Oh yes, things came up on the computer screen. I read it all as the bank officer was dealing with it. She knows me quite well. I read out a very long number to her and then she read it back to me after she had typed it in. I had to produce three different forms of identification - even though the bank officer was well aware of who she was dealing with.
It is, supposedly, all about ensuring money does not get 'laundered'. I doubt it does anything of the sort. No self-respecting criminal would front up to the bank and ask for money to be transferred like that. What it really does is allow the government to know exactly what we do with our money.
After I had done that I went into the supermarket in the adjacent shopping centre.
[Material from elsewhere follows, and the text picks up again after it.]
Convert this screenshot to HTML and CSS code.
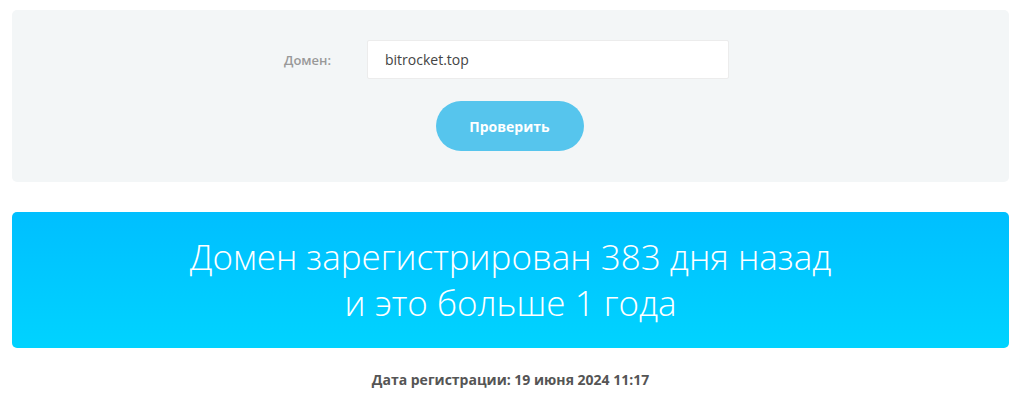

I do not normally shop there but I had promised to pick up three items for someone and deliver them on my way home.
At the checkout I was reminded of why I do not shop there. I went to pay cash and I was asked for my 'rewards' card. I told the check out assistant I did not have one. The information was greeted with shocked silence,
        "But you should have one...it would be cheaper..."
I smiled sweetly at her and said,
        "No, it would not be cheaper. I don't normally shop in here. This is for someone else who does not mind paying a little extra just for today. The 'rewards' card just brings the cost of the goods down to the same price as the supermarket I normally shop in. All the 'rewards' card does is ensure people shop here because they believe it is cheaper - and it allows the company to know exactly who is buying what if they use it. It costs the customer to allow the company to invade their privacy like that."
There was silence. My change was given back in silence. I was given the docket. The assistant did not say, "Have a nice day."
I heard her start talking to the next customer and the next customer saying,
         "Before you ask I don't have a 'rewards' card either - for the same reasons."
I felt a bit guilty. Perhaps I should have told the checkout assistant to 'have a nice day'.

2 comments:

Anonymous said...

If I carried all the reward cards I have been offered I wouldn't have room for cash, or even the credit card!

widdershins said...

I love that 'deer/roo in the headlights' look they get when we do that to them. Perhaps they will go home after their shift and think a little, and perhaps their world will turn a little differently ... and that is a wonderful thing to have been the catalyst for.